Per tutta la prima parte di gara il Real Madrid ha lasciato la palla al City, non l’ha pressato, ha concesso occasioni che sarebbero potute costargli caro, eppure la squadra di Guardiola con un attaccante da più di 50 gol in una stagione avrebbe perso la partita se non fosse stato per un gesto tecnico piuttosto eccezionale del suo giocatore migliore. C’è voluto il colpo di genio e, ancora, il City l’ha chiusa soffrendo. Sono usciti dal campo soddisfatti, ottimisti per il ritorno.
Quanto cambiano le cose in un solo anno: la passata stagione, quando il Real Madrid ha eliminato il Manchester City la partita di andata era finita 4-3 per la squadra inglese e, anzi, era un risultato che andava loro stretto. Al ritorno sono stati in vantaggio di due gol fino al novantesimo. Ne hanno presi 3 nei cinque minuti di gioco successivi. In quel caso però si era giocato il ritorno a Madrid e c’è del realismo nel modo in cui il City oggi si accontenta di essere uscito dal Bernabeu con un 1-1. Le cose potevano andargli peggio. E di solito le cose, al Bernabeu, vanno nel modo migliore possibile per il Real Madrid.
Forse niente rappresenta meglio il cambiamento del contesto della prestazione di Rodrygo. Lo scorso anno è entrato a fine partita e l’ha cambiata con due gol. Sembrava essersi specializzato nel ruolo di finalizzatore, con i suoi tagli in area e la tecnica minimale. Adesso è presente nel gioco del Madrid quanto lo sono Vinicius Junior e Benzema, con una capacità di tenere palla anche sotto pressione, di dribblare e scambiare coi compagni in spazi strettissimi, che lascia col fiato sospeso a volte (come al 63esimo, quando se ne è andato con una croqueta ad Akanji).
Rispetto allo scorso anno Ancelotti ha aumentato il tasso tecnico e le connessioni: ha rinunciato alle coperture di Casemiro e ha arretrato Valverde in mezzo al campo; ha spostato nel ruolo di terzino un centrocampista centrale tecnico e ragionatore come Camavinga, che al Rennes giocava con la 10 sulle spalle: chi ha bisogno di terzini “registi” come Cancelo o Zinchenko quando si può mettere direttamente un regista a terzino?

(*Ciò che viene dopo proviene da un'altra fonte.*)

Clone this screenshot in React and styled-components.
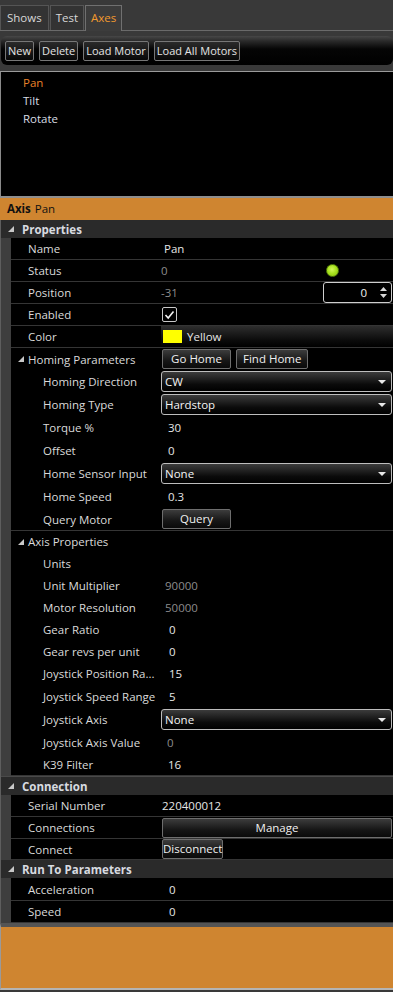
import React from "react";
import styled, { createGlobalStyle } from "styled-components";

const GlobalStyle = createGlobalStyle`
  html, body {
    margin: 0;
    padding: 0;
    background: #3a3a3a;
  }
  body {
    font-family: "Open Sans", "Noto Sans", sans-serif;
    font-size: 11.5px;
    color: #dcdcdc;
  }
`;

const Page = styled.div`
  width: 393px;
  height: 992px;
  display: flex;
  flex-direction: column;
  background: #393939;
  overflow: hidden;
`;

const TabStrip = styled.div`
  display: flex;
  align-items: flex-end;
  height: 31px;
  border-bottom: 1px solid #6a6a6a;
  box-sizing: border-box;
`;

const Tab = styled.div`
  box-sizing: border-box;
  padding: 0 ${(p) => p.$pad || 6}px;
  margin-right: 1px;
  border: 1px solid ${(p) => (p.$active ? "#707070" : "#555")};
  border-bottom: none;
  background: ${(p) => (p.$active ? "#3c3c3c" : "#333")};
  color: ${(p) => (p.$active ? "#f39a2e" : "#d8d8d8")};
  font-size: 11.5px;
  line-height: 24px;
  margin-bottom: ${(p) => (p.$active ? "-1px" : "0")};
  height: ${(p) => (p.$active ? "26px" : "25px")};
`;

const Toolbar = styled.div`
  margin: 5px 0 0 1px;
  height: 29px;
  border-radius: 6px;
  background: linear-gradient(#474747 0px, #2a2a2a 5px, #050505 13px, #000 100%);
  display: flex;
  align-items: center;
  gap: 5px;
  padding: 0 4px;
`;

const ToolButton = styled.button`
  height: 20px;
  padding: 0 2px;
  border: 1px solid #777;
  border-radius: 2px;
  background: linear-gradient(#2a2a2a, #080808);
  color: #e4e4e4;
  font-family: inherit;
  font-size: 11px;
  line-height: 16px;
`;

const AxisList = styled.ul`
  list-style: none;
  margin: 6px 0 0 0;
  padding: 2px 0 0 22px;
  height: 127px;
  box-sizing: border-box;
  background: #000;
  border-top: 1px solid #9a9a9a;
  border-left: 1px solid #8a8a8a;
  border-bottom: 2px solid #8e8e8e;
`;

const AxisItem = styled.li`
  height: 18px;
  line-height: 18px;
  font-size: 11.5px;
  color: ${(p) => (p.$selected ? "#e9822a" : "#d8dde4")};
`;

const AxisHeader = styled.div`
  height: 22px;
  line-height: 22px;
  background: #cf8530;
  color: #111;
  font-size: 11.5px;
  padding-left: 7px;
  b {
    font-weight: 700;
    margin-right: 4px;
  }
`;

const Grid = styled.div`
  background: #3e3e3e;
  border-left: 1px solid #5e5e5e;
`;

const CategoryHeader = styled.div`
  height: 18px;
  background: #2a2a2a;
  display: flex;
  align-items: center;
  padding-left: 7px;
  font-weight: 700;
  font-size: 11.5px;
  color: #d8dbe0;
  border-top: ${(p) => (p.$lined ? "1px solid #4a4a4a" : "none")};
  svg {
    margin-right: 8px;
  }
`;

const Row = styled.div`
  margin-left: 10px;
  height: ${(p) => p.$h || 21}px;
  background: #000;
  border-bottom: ${(p) => (p.$plain ? "none" : "1px solid #353535")};
  display: grid;
  grid-template-columns: 150px 1fr;
  align-items: center;
`;

const Section = styled.div`
  border-bottom: 1px solid #353535;
  background: #000;
  margin-left: 10px;
  & > ${Row} {
    margin-left: 0;
  }
`;

const Name = styled.div`
  padding-left: ${(p) => (p.$level === 2 ? 32 : p.$group ? 7 : 17)}px;
  font-size: 11.5px;
  color: #dadada;
  white-space: nowrap;
  overflow: hidden;
  display: flex;
  align-items: center;
  svg {
    margin-right: 4px;
  }
`;

const Cell = styled.div`
  display: flex;
  align-items: center;
  height: 100%;
  min-width: 0;
`;

const Value = styled.span`
  padding-left: ${(p) => p.$indent ?? 3}px;
  font-size: 11.5px;
  color: ${(p) => (p.$muted ? "#8c8c8c" : "#e6e6e6")};
`;

const StatusDot = styled.span`
  width: 11px;
  height: 11px;
  border-radius: 50%;
  margin-left: auto;
  margin-right: 54px;
  background: radial-gradient(circle at 45% 40%, #d2f75a 0, #a6e01c 50%, #86b814 100%);
  border: 1px solid #56800a;
`;

const Spinner = styled.div`
  margin-left: auto;
  margin-right: 1px;
  width: 69px;
  height: 21px;
  box-sizing: border-box;
  border: 1px solid #cfcfcf;
  border-radius: 3px;
  display: flex;
  align-items: center;
  justify-content: flex-end;
  padding-right: 4px;
  gap: 13px;
  color: #f0f0f0;
  font-size: 11.5px;
`;

const Arrows = styled.span`
  display: flex;
  flex-direction: column;
  gap: 3px;
`;

const CheckBox = styled.span`
  width: 15px;
  height: 15px;
  box-sizing: border-box;
  margin-left: 1px;
  border: 1px solid #c8c8c8;
  border-radius: 2px;
  background: #000;
  display: flex;
  align-items: center;
  justify-content: center;
`;

const ColorCell = styled(Cell)`
  background: linear-gradient(#2e2e2e, #0a0a0a 70%, #000);
`;

const Swatch = styled.span`
  width: 19px;
  height: 13px;
  margin-left: 2px;
  background: ${(p) => p.$color};
`;

const Combo = styled.div`
  flex: 1;
  margin-right: 1px;
  height: 21px;
  box-sizing: border-box;
  border: 1px solid #bdbdbd;
  border-radius: 3px;
  background: linear-gradient(#3b3b3b, #0b0b0b 65%, #000);
  display: flex;
  align-items: center;
  justify-content: space-between;
  padding: 0 5px 0 3px;
  color: #f4f4f4;
  font-size: 11.5px;
`;

const Button = styled.button`
  height: 20px;
  min-width: ${(p) => (p.$wide || p.$tight ? "0" : "69px")};
  flex: ${(p) => (p.$wide ? 1 : "none")};
  margin-left: ${(p) => (p.$first ? "1px" : "5px")};
  margin-right: ${(p) => (p.$wide ? "1px" : "0")};
  padding: 0 ${(p) => (p.$tight ? 0 : 6)}px;
  border: 1px solid #6e6e6e;
  border-radius: 2px;
  background: linear-gradient(#3c3c3c, #161616 60%, #0a0a0a);
  color: #f0f0f0;
  font-family: inherit;
  font-size: 11.5px;
  line-height: 16px;
`;

const BottomPanel = styled.div`
  flex: 1;
  margin-bottom: 2px;
  background: #cf8530;
  border-top: 4px solid #545454;
  border-bottom: 2px solid #b4b4b4;
  border-left: 1px solid #9a9a9a;
`;

const Expander = () => (
  <svg width="6" height="6" viewBox="0 0 6 6">
    <polygon points="6,0 6,6 0,6" fill="#c8c8c8" />
  </svg>
);

const DropArrow = () => (
  <svg width="8" height="4" viewBox="0 0 8 4">
    <polygon points="0,0 8,0 4,4" fill="#e8e8e8" />
  </svg>
);

const Combobox = ({ text }) => (
  <Combo>
    <span>{text}</span>
    <DropArrow />
  </Combo>
);

const Prop = ({ name, level, h, plain, children }) => (
  <Row $h={h} $plain={plain}>
    <Name $level={level}>{name}</Name>
    <Cell>{children}</Cell>
  </Row>
);

const homing = [
  ["Homing Direction", <Combobox text="CW" />],
  ["Homing Type", <Combobox text="Hardstop" />],
  ["Torque %", <Value $indent={7}>30</Value>],
  ["Offset", <Value $indent={7}>0</Value>],
  ["Home Sensor Input", <Combobox text="None" />],
  ["Home Speed", <Value $indent={7}>0.3</Value>],
  ["Query Motor", <Button $first>Query</Button>],
];

const axisProps = [
  ["Units", null, 22],
  ["Unit Multiplier", <Value $indent={4} $muted>90000</Value>, 22],
  ["Motor Resolution", <Value $indent={4} $muted>50000</Value>, 22],
  ["Gear Ratio", <Value $indent={8}>0</Value>, 22],
  ["Gear revs per unit", <Value $indent={8}>0</Value>, 22],
  ["Joystick Position Ra...", <Value $indent={8}>15</Value>, 23],
  ["Joystick Speed Range", <Value $indent={8}>5</Value>, 23],
  ["Joystick Axis", <Combobox text="None" />, 23],
  ["Joystick Axis Value", <Value $indent={6} $muted>0</Value>, 22],
  ["K39 Filter", <Value $indent={7}>16</Value>, 22],
];

export default function App() {
  return (
    <Page>
      <GlobalStyle />
      <TabStrip>
        <Tab>Shows</Tab>
        <Tab $pad={5}>Test</Tab>
        <Tab $active $pad={5}>Axes</Tab>
      </TabStrip>

      <Toolbar>
        <ToolButton>New</ToolButton>
        <ToolButton>Delete</ToolButton>
        <ToolButton>Load Motor</ToolButton>
        <ToolButton>Load All Motors</ToolButton>
      </Toolbar>

      <AxisList>
        <AxisItem $selected>Pan</AxisItem>
        <AxisItem>Tilt</AxisItem>
        <AxisItem>Rotate</AxisItem>
      </AxisList>

      <AxisHeader>
        <b>Axis</b>Pan
      </AxisHeader>

      <Grid>
        <CategoryHeader>
          <Expander />
          Properties
        </CategoryHeader>
        <Prop name="Name">
          <Value>Pan</Value>
        </Prop>
        <Prop name="Status">
          <Value $indent={0} $muted>0</Value>
          <StatusDot />
        </Prop>
        <Prop name="Position">
          <Value $indent={0} $muted>-31</Value>
          <Spinner>
            0
            <Arrows>
              <svg width="7" height="4" viewBox="0 0 7 4">
                <polygon points="0,4 7,4 3.5,0" fill="#d8d8d8" />
              </svg>
              <svg width="7" height="4" viewBox="0 0 7 4">
                <polygon points="0,0 7,0 3.5,4" fill="#d8d8d8" />
              </svg>
            </Arrows>
          </Spinner>
        </Prop>
        <Prop name="Enabled">
          <CheckBox>
            <svg width="11" height="10" viewBox="0 0 11 10">
              <polyline points="1.5,5 4.2,8 9.5,1.5" fill="none" stroke="#f2f2f2" strokeWidth="1.6" />
            </svg>
          </CheckBox>
        </Prop>
        <Row>
          <Name>Color</Name>
          <ColorCell>
            <Swatch $color="#ffff00" />
            <Value $indent={5}>Yellow</Value>
          </ColorCell>
        </Row>

        <Section>
          <Row $plain $h={22}>
            <Name $group>
              <Expander />
              Homing Parameters
            </Name>
            <Cell>
              <Button $first>Go Home</Button>
              <Button>Find Home</Button>
            </Cell>
          </Row>
          {homing.map(([n, v], i) => (
            <Prop key={n} name={n} level={2} h={i === homing.length - 1 ? 22 : 23} plain>
              {v}
            </Prop>
          ))}
        </Section>

        <Section>
          <Row $plain $h={21}>
            <Name $group>
              <Expander />
              Axis Properties
            </Name>
            <Cell />
          </Row>
          {axisProps.map(([n, v, h]) => (
            <Prop key={n} name={n} level={2} h={h} plain>
              {v}
            </Prop>
          ))}
        </Section>

        <CategoryHeader $lined>
          <Expander />
          Connection
        </CategoryHeader>
        <Prop name="Serial Number">
          <Value $indent={1}>220400012</Value>
        </Prop>
        <Prop name="Connections">
          <Button $first $wide>Manage</Button>
        </Prop>
        <Prop name="Connect" h={20}>
          <Button $first $tight>Disconnect</Button>
        </Prop>

        <CategoryHeader>
          <Expander />
          Run To Parameters
        </CategoryHeader>
        <Prop name="Acceleration" h={22}>
          <Value $indent={8}>0</Value>
        </Prop>
        <Prop name="Speed" h={21}>
          <Value $indent={8}>0</Value>
        </Prop>
      </Grid>

      <BottomPanel />
    </Page>
  );
}
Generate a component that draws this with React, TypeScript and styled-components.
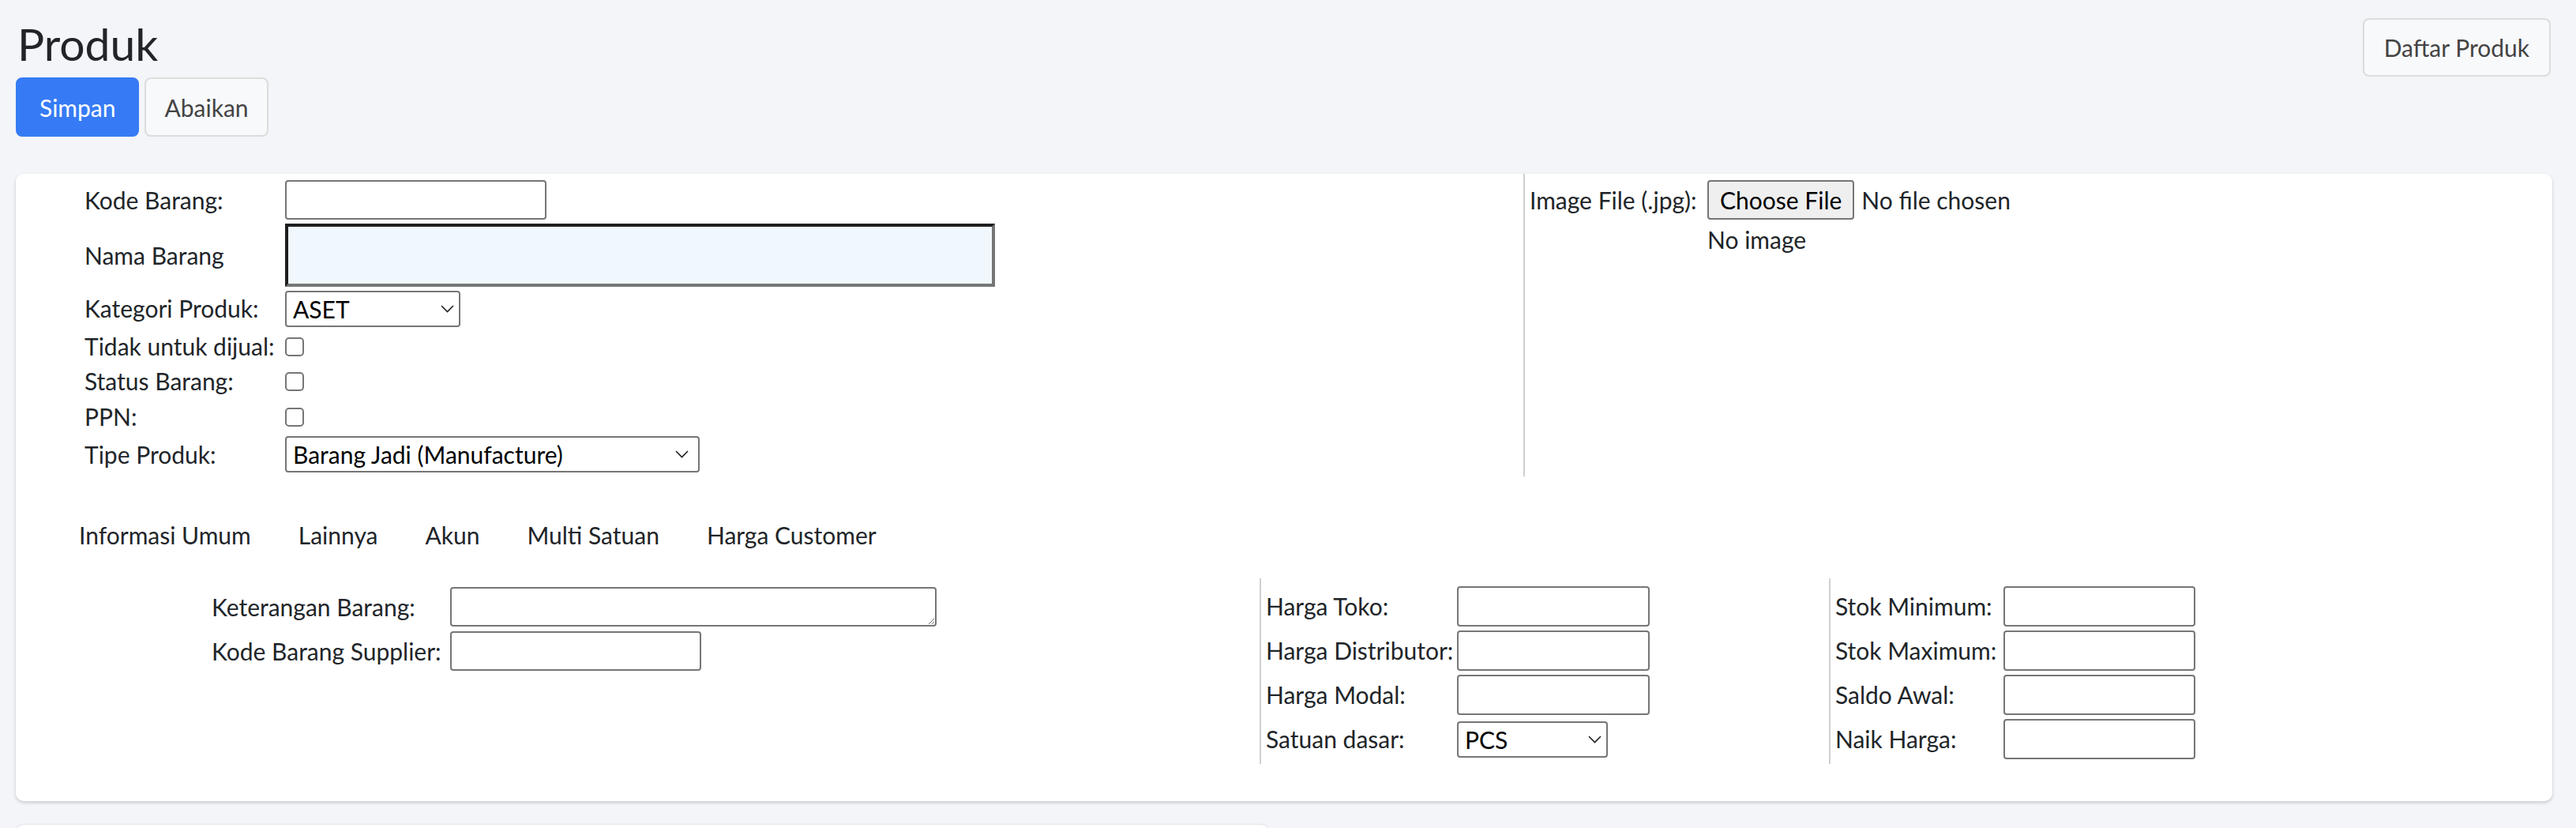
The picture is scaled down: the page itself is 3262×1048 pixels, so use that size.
import * as React from 'react';
import styled, { createGlobalStyle } from 'styled-components';

const GlobalStyle = createGlobalStyle`
  html, body {
    margin: 0;
    padding: 0;
    background: #f4f5f9;
    font-family: Lato, "Noto Sans", sans-serif;
    font-size: 30px;
    color: #212529;
  }
  * { box-sizing: border-box; }
`;

const Page = styled.div`
  padding: 0 30px 0 20px;
  height: 1048px;
  overflow: hidden;
`;

const Header = styled.div`
  display: flex;
  justify-content: space-between;
  align-items: flex-start;
`;

const Title = styled.h2`
  margin: 20px 0 0 2px;
  font-size: 57px;
  font-weight: 400;
  line-height: 71px;
`;

const ButtonRow = styled.div`
  display: flex;
  gap: 7px;
  margin-top: 7px;
`;

const Btn = styled.button<{ $primary?: boolean }>`
  height: 75px;
  padding: 0 ${ p => p.$primary ? 28 : 23 }px;
  font: inherit;
  border-radius: 8px;
  border: 2px solid ${ p => p.$primary ? '#367bf5' : '#dcdcdc' };
  background: ${ p => p.$primary ? '#367bf5' : '#f8f9fb' };
  color: ${ p => p.$primary ? '#fff' : '#444' };
`;

const TopBtn = styled(Btn)`
  margin: 23px 2px 0 0;
  height: 74px;
  padding: 0 25px;
`;

const Card = styled.div`
  margin-top: 47px;
  background: #fff;
  border-radius: 10px;
  box-shadow: 0 2px 4px rgba(0, 0, 0, 0.18);
  padding-bottom: 47px;
`;

const NextCard = styled.div`
  margin-top: 30px;
  width: 1587px;
  height: 60px;
  background: #fff;
  border-radius: 10px;
  box-shadow: 0 0 3px rgba(0, 0, 0, 0.15);
`;

const TopSection = styled.div`
  display: grid;
  grid-template-columns: 1909px 1fr;
`;

const MainFields = styled.div`
  padding: 5px 0 0 87px;
`;

const ImageFields = styled.div`
  border-left: 2px solid #d0d0d0;
  padding: 5px 0 0 6px;
  height: 383px;
`;

const FormRow = styled.div<{ $label: number; $h: number }>`
  display: grid;
  grid-template-columns: ${ p => p.$label }px 1fr;
  align-items: center;
  height: ${ p => p.$h }px;
  white-space: nowrap;
`;

const Label = styled.span`
  line-height: 45px;
`;

const TextInput = styled.input<{ $w: number; $h?: number }>`
  width: ${ p => p.$w }px;
  height: ${ p => p.$h ?? 50 }px;
  border: 2px solid #767676;
  border-radius: 4px;
  font: inherit;
  background: #fff;
`;

const NameInput = styled.input`
  width: 899px;
  height: 80px;
  border: 4px solid;
  border-color: #1f1f1f #767676 #767676 #1f1f1f;
  background: #f0f7fd;
  font: inherit;
`;

const Check = styled.input`
  appearance: none;
  width: 24px;
  height: 24px;
  margin: 0;
  border: 2px solid #767676;
  border-radius: 5px;
  background: #fff;
`;

const SelectWrap = styled.div<{ $w: number; $h: number }>`
  position: relative;
  width: ${ p => p.$w }px;
  height: ${ p => p.$h }px;

  svg {
    position: absolute;
    right: ${ p => p.$w > 300 ? 14 : 8 }px;
    top: 50%;
    margin-top: -5px;
    pointer-events: none;
  }
`;

const Select = styled.select`
  appearance: none;
  width: 100%;
  height: 100%;
  border: 2px solid #767676;
  border-radius: 4px;
  background: #fff;
  color: #000;
  font: inherit;
  padding: 0 0 0 8px;
`;

const FileBox = styled.div`
  display: flex;
  align-items: center;
  gap: 9px;
`;

const FileButton = styled.button`
  height: 50px;
  padding: 0 14px;
  font: inherit;
  color: #000;
  background: #efefef;
  border: 2px solid #767676;
  border-radius: 4px;
`;

const Tabs = styled.div`
  display: flex;
  margin: 52px 0 0 50px;
`;

const Tab = styled.span`
  padding: 0 30px;
  line-height: 45px;
  color: #212529;
`;

const BottomSection = styled.div`
  display: grid;
  grid-template-columns: 1575px 721px 1fr;
  margin-top: 32px;
`;

const InfoCol = styled.div`
  padding: 11px 0 0 248px;
  display: flex;
  flex-direction: column;
  gap: 6px;
`;

const PriceCol = styled.div`
  border-left: 2px solid #d0d0d0;
  padding: 10px 0 6px 6px;
  display: flex;
  flex-direction: column;
  gap: 5px;
`;

const TextArea = styled.textarea`
  width: 616px;
  height: 50px;
  border: 2px solid #767676;
  border-radius: 4px;
  font: inherit;
  display: block;
`;

const Chevron = () => (
    <svg width="17" height="10" viewBox="0 0 17 10">
        <path d="M1 1 L8.5 8.5 L16 1" fill="none" stroke="#222" strokeWidth="1.6"/>
    </svg>
);

const Dropdown = ( { w, h, value }: { w: number; h: number; value: string } ) => (
    <SelectWrap $w={ w } $h={ h }>
        <Select defaultValue={ value }>
            <option>{ value }</option>
        </Select>
        <Chevron/>
    </SelectWrap>
);

const tabs = [ 'Informasi Umum', 'Lainnya', 'Akun', 'Multi Satuan', 'Harga Customer' ];

const App = () => (
    <Page>
        <GlobalStyle/>
        <Header>
            <div>
                <Title>Produk</Title>
                <ButtonRow>
                    <Btn $primary>Simpan</Btn>
                    <Btn>Abaikan</Btn>
                </ButtonRow>
            </div>
            <TopBtn>Daftar Produk</TopBtn>
        </Header>

        <Card>
            <TopSection>
                <MainFields>
                    <FormRow $label={ 254 } $h={ 56 }>
                        <Label>Kode Barang:</Label>
                        <TextInput $w={ 331 }/>
                    </FormRow>
                    <FormRow $label={ 254 } $h={ 84 }>
                        <Label>Nama Barang</Label>
                        <NameInput/>
                    </FormRow>
                    <FormRow $label={ 254 } $h={ 51 }>
                        <Label>Kategori Produk:</Label>
                        <Dropdown w={ 222 } h={ 46 } value="ASET"/>
                    </FormRow>
                    <FormRow $label={ 254 } $h={ 44 }>
                        <Label>Tidak untuk dijual:</Label>
                        <Check type="checkbox"/>
                    </FormRow>
                    <FormRow $label={ 254 } $h={ 45 }>
                        <Label>Status Barang:</Label>
                        <Check type="checkbox"/>
                    </FormRow>
                    <FormRow $label={ 254 } $h={ 44 }>
                        <Label>PPN:</Label>
                        <Check type="checkbox"/>
                    </FormRow>
                    <FormRow $label={ 254 } $h={ 52 }>
                        <Label>Tipe Produk:</Label>
                        <Dropdown w={ 525 } h={ 46 } value="Barang Jadi (Manufacture)"/>
                    </FormRow>
                </MainFields>
                <ImageFields>
                    <FormRow $label={ 225 } $h={ 56 }>
                        <Label>Image File (.jpg):</Label>
                        <FileBox>
                            <FileButton>Choose File</FileButton>
                            <span>No file chosen</span>
                        </FileBox>
                    </FormRow>
                    <FormRow $label={ 225 } $h={ 40 }>
                        <span/>
                        <Label>No image</Label>
                    </FormRow>
                </ImageFields>
            </TopSection>

            <Tabs>
                { tabs.map( t => <Tab key={ t }>{ t }</Tab> ) }
            </Tabs>

            <BottomSection>
                <InfoCol>
                    <FormRow $label={ 302 } $h={ 50 }>
                        <Label>Keterangan Barang:</Label>
                        <TextArea/>
                    </FormRow>
                    <FormRow $label={ 302 } $h={ 50 }>
                        <Label>Kode Barang Supplier:</Label>
                        <TextInput $w={ 318 }/>
                    </FormRow>
                </InfoCol>
                <PriceCol>
                    <FormRow $label={ 242 } $h={ 51 }>
                        <Label>Harga Toko:</Label>
                        <TextInput $w={ 244 } $h={ 51 }/>
                    </FormRow>
                    <FormRow $label={ 242 } $h={ 51 }>
                        <Label>Harga Distributor:</Label>
                        <TextInput $w={ 244 } $h={ 51 }/>
                    </FormRow>
                    <FormRow $label={ 242 } $h={ 51 }>
                        <Label>Harga Modal:</Label>
                        <TextInput $w={ 244 } $h={ 51 }/>
                    </FormRow>
                    <FormRow $label={ 242 } $h={ 51 }>
                        <Label>Satuan dasar:</Label>
                        <Dropdown w={ 191 } h={ 46 } value="PCS"/>
                    </FormRow>
                </PriceCol>
                <PriceCol>
                    <FormRow $label={ 213 } $h={ 51 }>
                        <Label>Stok Minimum:</Label>
                        <TextInput $w={ 243 } $h={ 51 }/>
                    </FormRow>
                    <FormRow $label={ 213 } $h={ 51 }>
                        <Label>Stok Maximum:</Label>
                        <TextInput $w={ 243 } $h={ 51 }/>
                    </FormRow>
                    <FormRow $label={ 213 } $h={ 51 }>
                        <Label>Saldo Awal:</Label>
                        <TextInput $w={ 243 } $h={ 51 }/>
                    </FormRow>
                    <FormRow $label={ 213 } $h={ 51 }>
                        <Label>Naik Harga:</Label>
                        <TextInput $w={ 243 } $h={ 51 }/>
                    </FormRow>
                </PriceCol>
            </BottomSection>
        </Card>
        <NextCard/>
    </Page>
);

export default App;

Nel frattempo Guardiola ha cambiato quasi tutto. Ha alzato Bernardo Silva sull'esterno e aggiunto Gundogan a centrocampo, ha messo Grealish al posto di Foden e tolto Mahrez dall’undici titolare. Ha messo nel ruolo di terzino sinistro, doveva avevano giocato Cancelo al ritorno e Zinchenko all’andata, appunto, un difensore centrale come Akanji. Ha aggiunto Haaland e sostituito Laporte con Stones (che all’andata lo scorso anno aveva giocato terzino destro, in assenza di Walker) a cui ha chiesto di aggiungersi a centrocampo per aumentare l’aggressività in fase di recupero. Il classico, cervellotico, mai esausto, Guardiola, alla ricerca della macchina perfetta.
Il City ha bisogno di giocare a un ritmo alto, sempre, di rubare palla e farla girare veloce, di restringere il campo ai suoi avversari e di sfruttare gli spazi profondi con Haaland lanciato alla massima velocità come uno dei quattro cavalieri dell’Apocalisse a cavallo. E con il Real Madrid non ci è riuscito: ha giocato al loro ritmo, nei loro spazi, con e senza palla, forse intimorito dalla cornice, forse ancora traumatizzato dallo scorso anno.
Non sono lontani dal riuscirci, per carità. Al ritorno gli basterà giocare meglio di come hanno giocato ieri - malino, soprattutto dal punto di vista tecnico - per inclinare il piano della partita a proprio favore, per giocare al proprio ritmo e liberare Haaland in campo aperto. Gli strumenti li hanno, Guardiola e i suoi, tutto dipende da come li sapranno suonare. Per ora, dopo novanta minuti, la musica più armoniosa, brillante, libera, vitale, è quella del Real Madrid.